Nicolas Cage has said he finds the “Cage Rage” internet memes about him “frustrating”.

The “Cage Rage” trend sees the actor’s more outlandish performances cut down to either a single screenshot or a compilation, which he says unfairly reduces the artistry behind the films he stars in.

Speaking to Indiewire while promoting his latest movie, Panos Cosmatos’s Mandy, which sees Cage play a man seeking revenge on a satanic cult, he said: “The issue is, with the advent of the internet, doing these mashups, where they pull these choice moments without the context of the whole film around it to support it, has created this meme-ification, if you will.”
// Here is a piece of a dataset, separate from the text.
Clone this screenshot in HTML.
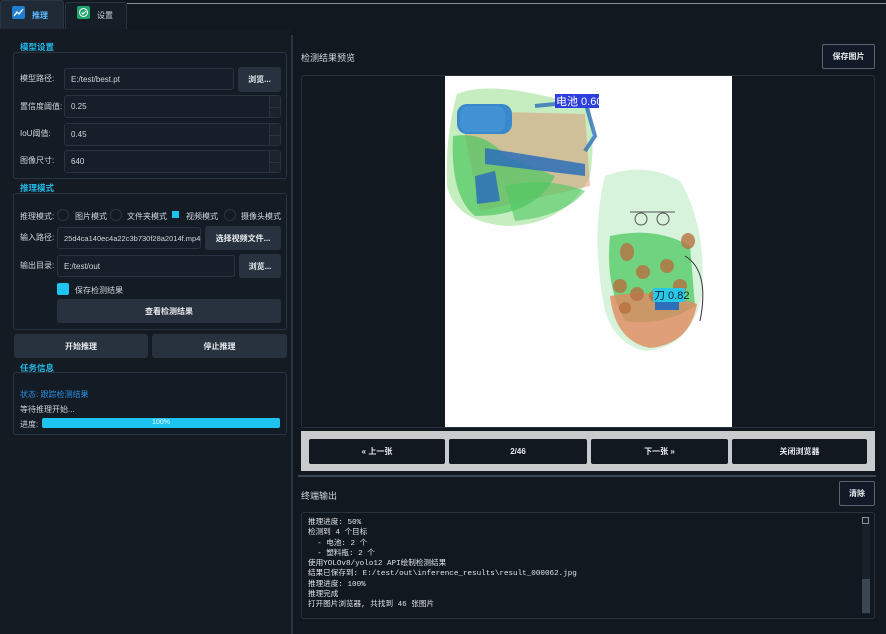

“It’s been branded ‘Cage Rage’, and it’s frustrating. I’m sure it’s frustrating for Panos, who has made what I consider a very lyrical, internal, and poetic work of art, to have this ‘Cage Rage’ thing slammed all over his movie. It’s one thing for me, because I’d like to think I could continue to work with Panos, but the internet has kind of done the movie a disservice.”

Cage, however, did admit that he’s deliberately taken on certain roles to realise “my abstract and more ontological fantasies with film performance, by playing people who were crazy, or by playing people who were on drugs, or supernaturally possessed — so that I have the license, if you will, to explore the German Expressionistic style of acting, or the Western kabuki. Whatever you want to call it.”


"I had to find some sort of engine to attach it to, so it could coalesce, and gel, in some way," he continued. "I chose to play Peter Loew [in Vampire’s Kiss], the literary agent who was losing his mind, to think he was Nosferatu so I could channel some Max Schreck–like acting. I chose Terence in Bad Lieutenant, who was high on coke, to be able to use drugs — not literally — so I can add more James Cagney into it. There’s always some sort of a reason you can attach to it. It’s all very thought out and carefully planned.”